Food Column

You may possibly see soon the first of the Satsuma mandarins in your markets. They are good enough until right at the end of their season, which is a long one. They are superb at the beginning of their season. Hint: select the ones that feel fullest and heaviest for their size. On Saturday as I was leaving the Hamada’s stall, Gordon had the kindness to point out to me that I had missed the display of them.

And Bernard’s had the very first of their old sour white Marsh grapefruit. One of world’s great citrus fruits and now, in this country, in dwindling availability since every year fewer of the old trees remain and there are not enough of us connoisseurs to encourage farmers to replant this variety. One of the things wrong with the younger generation is that their taste buds have been dulled by all that junk food and they are incapable of tasting anything subtle. Not, of course, that most folks would describe the taste of a Marsh grapefruit as subtle, now that I think of it. What I really meant was “not sweet.”

And Lucero is still peddling glorious strawberries. He is also teasing the season out with his heirloom tomatoes, but few are left and you need to hit him early to get the good ones. What I can’t believe is that it took me so long to figure out that his strawberries were just simply better than everyone else’s, and you don’t have to hit him early to get the good strawberries. He also still has good raspberries. I’ve got some in there macerating in crystalline fructose while I write this. Well, strawberries this good deserve better treatment than being overwhelmed with table sugar….or even berry sugar since we now know about crystalline fructose. Oh, yes you do. Surely I’ve mentioned this before and besides, I cannot imagine Whole Foods not having it. It’ll be right beside the dark agave nectar (not that tasteless light swill), just two aisles over from the aged piave and the hoch ybrig.

When the strawberries have sweated enough to completely dissolve the fructose (and yes, I do give them a little stir now and then), I plop a tablespoon or two of clotted cream on them to remove any healthiness factor remaining after the addition of all that fructose. Yes, my first jar of clotted cream. I’d been reading about it for years, and Chris grew fond of it as a Schmand substitute when he lived in England. I found it, priced by the molecule, at this new little gourmet store called “Yum” on Market at Valencia.

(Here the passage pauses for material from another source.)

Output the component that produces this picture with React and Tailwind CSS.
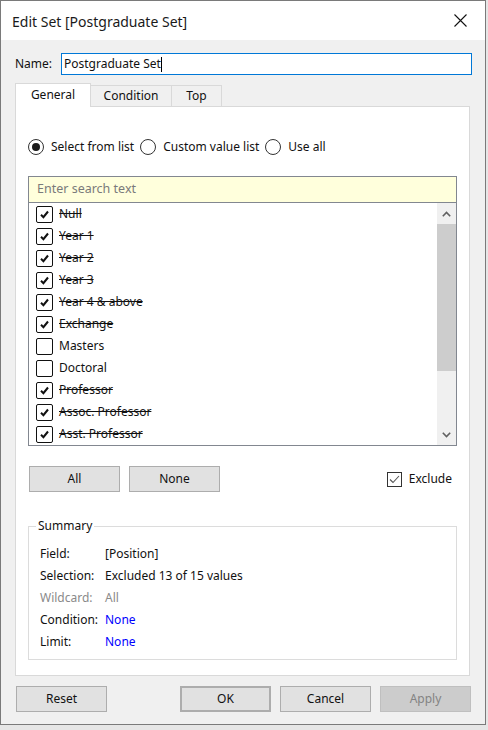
import React from "react";

const items = [
  { label: "Null", on: true },
  { label: "Year 1", on: true },
  { label: "Year 2", on: true },
  { label: "Year 3", on: true },
  { label: "Year 4 & above", on: true },
  { label: "Exchange", on: true },
  { label: "Masters", on: false },
  { label: "Doctoral", on: false },
  { label: "Professor", on: true },
  { label: "Assoc. Professor", on: true },
  { label: "Asst. Professor", on: true },
];

const summary = [
  { k: "Field:", v: "[Position]" },
  { k: "Selection:", v: "Excluded 13 of 15 values" },
  { k: "Wildcard:", v: "All", dim: true },
  { k: "Condition:", v: "None", link: true },
  { k: "Limit:", v: "None", link: true },
];

const Radio = ({ checked, label }) => (
  <label className="flex items-center gap-[7px]">
    <span className="w-[16px] h-[16px] rounded-full border border-[#333] bg-white flex items-center justify-center">
      {checked && <span className="w-[8px] h-[8px] rounded-full bg-[#1a1a1a]" />}
    </span>
    <span>{label}</span>
  </label>
);

const Check = ({ on }) => (
  <span className="w-[17px] h-[17px] border border-[#111] rounded-[2px] bg-white flex items-center justify-center">
    {on && (
      <svg width="11" height="11" viewBox="0 0 11 11">
        <path d="M2 5.8 L4.4 8.2 L9 2.5" fill="none" stroke="#111" strokeWidth="2" />
      </svg>
    )}
  </span>
);

const Btn = ({ children, className = "" }) => (
  <button className={`w-[91px] h-[26px] border border-[#adadad] bg-[#e1e1e1] text-[#111] ${className}`}>
    {children}
  </button>
);

export default function App() {
  return (
    <div
      className="w-[488px] h-[730px] bg-[#e6e6e6] overflow-hidden text-[12px] text-[#111]"
      style={{ fontFamily: '"Noto Sans", "Open Sans", sans-serif' }}
    >
      <div className="w-[486px] h-[725px] border border-[#7a7a7a] bg-[#f0f0f0] flex flex-col">
        {/* title bar */}
        <div className="h-[39px] bg-white flex items-center justify-between pl-[11px] pr-[18px] shrink-0">
          <span className="text-[14px] text-[#1a1a1a] pt-[2px]">Edit Set [Postgraduate Set]</span>
          <svg width="13" height="13" viewBox="0 0 13 13">
            <path d="M0.5 0.5 L12.5 12.5 M12.5 0.5 L0.5 12.5" stroke="#111" strokeWidth="1.1" />
          </svg>
        </div>

        {/* name */}
        <div className="flex items-center mt-[13px] pl-[14px] h-[22px]">
          <span className="w-[46px]">Name:</span>
          <div className="w-[411px] h-[22px] border border-[#0078d7] bg-white flex items-center px-[2px]">
            Postgraduate Set<span className="w-px h-[15px] bg-black" />
          </div>
        </div>

        {/* tabs */}
        <div className="flex items-end pl-[14px] mt-[8px] h-[23px]">
          <div className="w-[76px] h-[24px] bg-white border border-b-0 border-[#d9d9d9] flex items-center justify-center pb-[2px] relative z-10 -mb-px">
            General
          </div>
          <div className="w-[81px] h-[21px] border border-l-0 border-b-0 border-[#d9d9d9] flex items-center justify-center">
            Condition
          </div>
          <div className="w-[50px] h-[21px] border border-l-0 border-b-0 border-[#d9d9d9] flex items-center justify-center">
            Top
          </div>
        </div>

        {/* panel */}
        <div className="ml-[14px] w-[455px] h-[570px] bg-white border border-[#d9d9d9] px-[12px] flex flex-col">
          <div className="flex items-center gap-[6px] mt-[32px] h-[16px]">
            <Radio checked label="Select from list" />
            <Radio label="Custom value list" />
            <Radio label="Use all" />
          </div>

          {/* list */}
          <div className="mt-[21px] w-[429px] h-[270px] border border-[#828790] flex flex-col">
            <div className="h-[26px] bg-[#ffffdc] border-b border-[#828790] flex items-center pl-[8px] text-[#7a7a7a] text-[12.5px]">
              Enter search text
            </div>
            <div className="flex flex-1">
              <div className="flex-1 flex flex-col pl-[7px]">
                {items.map((it) => (
                  <div key={it.label} className="h-[22px] flex items-center gap-[6px]">
                    <Check on={it.on} />
                    <span className={it.on ? "line-through decoration-[#111]" : ""}>{it.label}</span>
                  </div>
                ))}
              </div>
              <div className="w-[19px] bg-[#f0f0f0] flex flex-col">
                <div className="h-[21px] flex items-center justify-center">
                  <svg width="9" height="6" viewBox="0 0 9 6">
                    <path d="M0.8 5.2 L4.5 1.5 L8.2 5.2" fill="none" stroke="#606060" strokeWidth="1.6" />
                  </svg>
                </div>
                <div className="h-[147px] bg-[#cdcdcd]" />
                <div className="flex-1" />
                <div className="h-[21px] flex items-center justify-center">
                  <svg width="9" height="6" viewBox="0 0 9 6">
                    <path d="M0.8 0.8 L4.5 4.5 L8.2 0.8" fill="none" stroke="#606060" strokeWidth="1.6" />
                  </svg>
                </div>
              </div>
            </div>
          </div>

          {/* all / none / exclude */}
          <div className="mt-[20px] flex items-center pl-[1px]">
            <Btn>All</Btn>
            <Btn className="ml-[9px]">None</Btn>
            <label className="ml-auto mr-[5px] flex items-center gap-[7px]">
              <span className="w-[15px] h-[15px] border border-[#333] flex items-center justify-center">
                <svg width="11" height="9" viewBox="0 0 11 9">
                  <path d="M1 4.5 L4 7.5 L10 1" fill="none" stroke="#555" strokeWidth="1.1" />
                </svg>
              </span>
              <span>Exclude</span>
            </label>
          </div>

          {/* summary */}
          <fieldset className="mt-[25px] w-[429px] h-[143px] border border-[#dcdcdc] pl-[11px] pt-[8px]">
            <legend className="px-[2px] -ml-[4px]">Summary</legend>
            <div className="flex flex-col">
              {summary.map((r) => (
                <div key={r.k} className={`h-[22px] flex items-center ${r.dim ? "text-[#8a8a8a]" : ""}`}>
                  <span className="w-[65px]">{r.k}</span>
                  <span className={r.link ? "text-[#0000ff]" : ""}>{r.v}</span>
                </div>
              ))}
            </div>
          </fieldset>
        </div>

        {/* bottom buttons */}
        <div className="flex items-center mt-[10px] pl-[15px]">
          <Btn>Reset</Btn>
          <Btn className="ml-[73px] border-2 border-[#0078d7]">OK</Btn>
          <Btn className="ml-[9px]">Cancel</Btn>
          <button className="ml-[9px] w-[91px] h-[26px] border border-[#bfbfbf] bg-[#cccccc] text-[#838383]">
            Apply
          </button>
        </div>
      </div>
    </div>
  );
}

I fear the poor thing is not going to survive because their selection is simply too refined and too high end. For example, they have the original recipe Dr Pepper there. Still bottled in a special plant in Plano, Texas. Still using cane sugar instead of that high-fructose corn syrup. Still in 8 oz. glass bottles. Still available in returnable glass bottles at the plant but alas not over the internet. When you’ve found the right drummer, you keep marching to him. He’s drumming away at Dublin Dr Pepper.